Was tut frau, wenn sich ihr Vorgesetzter in Gesprächen mit ihr am Sack kratzt? Schaut sie ungeniert hin, so daß er irritiert von seinem Tun abläßt und lieber an einem Jackenkopf fingert? Oder sieht sie weg und ärgert sich doch im stillen, weil sie weiß, daß der betreffende Kollege gegenüber einem Vorgesetzten mehr genitale Zurückhaltung an den Tag legen würde? Und was tut frau, wenn ihr ein „lustiger“ Kollege gern Büroklammern ins T-Shirt steckt, Zoten reißt, „rein zufällig“ die Brüste berührt? Sieht sie weg und hört sie weg, jahrelang? Und wie verhält sie sich, wenn sie an einen Abteilungsleiter gerät, bei dem die Probezeit durchs Bett geht?

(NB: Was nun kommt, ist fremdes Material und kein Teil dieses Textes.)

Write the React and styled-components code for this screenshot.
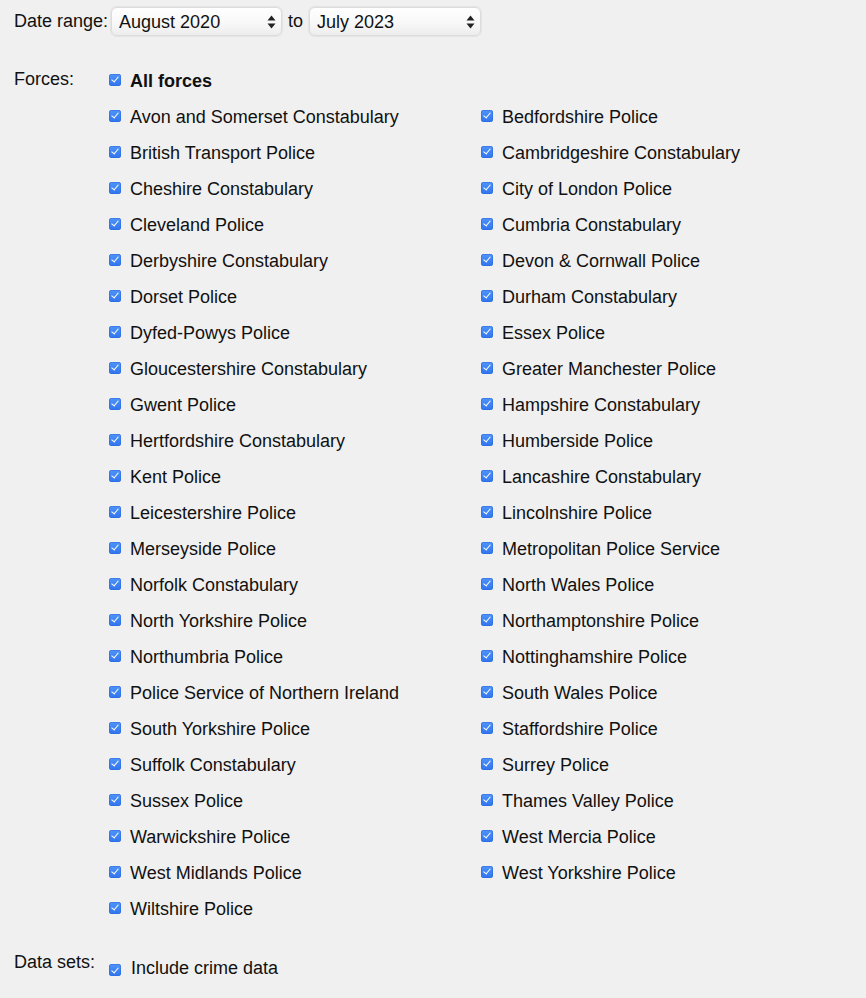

„Sexuelle Belästigung und Herabwürdigung am Arbeitsplatz“ — noch immer ein Tabu — wird in den Monaten November bis März Thema einer Vortragsreihe in Bremen sein. Organisatorin Sabine Klein-Schonnefeld, Sozialwissenschaftlerin an der Bremer Universität, über die Folgen der Belästigungen: „Das reicht von allgemeiner Arbeitsunzufriedenheit bis hin zu Selbstekel und Suizidgedanken.“

Die erste Veranstaltung am 14.11. hat das Thema „Auswirkungen auf Wohlbefinden und Gesundheit“. Die Gastreferentin ist Mitautorin einer Studie über den Hamburger öffentlichen Dienst. Diese Studie ergab: 55,9 Prozent der weiblichen Befragten hatten „rein zufällige“ Körperberührungen, die mit der Arbeitssituation nichts zu tun haben, selbst erlebt. 27,8 Prozent der Frauen waren konfroniert mit „beharrlichen Annäherungsversuchen, verbunden mit dem erkennbaren Wunsch nach sexuellen Handlungen“. Organisatorin Klein-Schonnefeld: „Die sexuelle Belästigung am Arbeitsplatz liegt an der Schnittstelle zwischen der allgemeinen Gewalt gegen Frauen und der untergeordneten Position von Frauen im Erwerbsleben.“

Eine weitere Gastreferentin hat an einer bisher unveröffentlichten Studie über die sexuelle Belästigung in der Privatwirtschaft mitgearbeitet. Im Gegensatz zu bundesdeutschen Unternehmen ist in US-Betrieben das Thema „sexuelle Belästigung“ bereits fester Bestandteil von Manager- Trainingskursen. Denn die US- Betriebe, so Klein-Schonnefeld, hätten erkannt, daß sexuelle Belästigungen zu betriebswirtschaftlichen Einbußen führen könnten.

Weitere Vorträge sind zur „gewerkschaftlichen Interessenvertretung“ und den Handlungsmöglichkeiten der „Frauenbeauftragten“. Organisatorin Klein-Schonnefeld hofft, mit diesen Veranstaltungen „wirklich mal Bedienstete aus den Betrieben zu kriegen.“ B.D.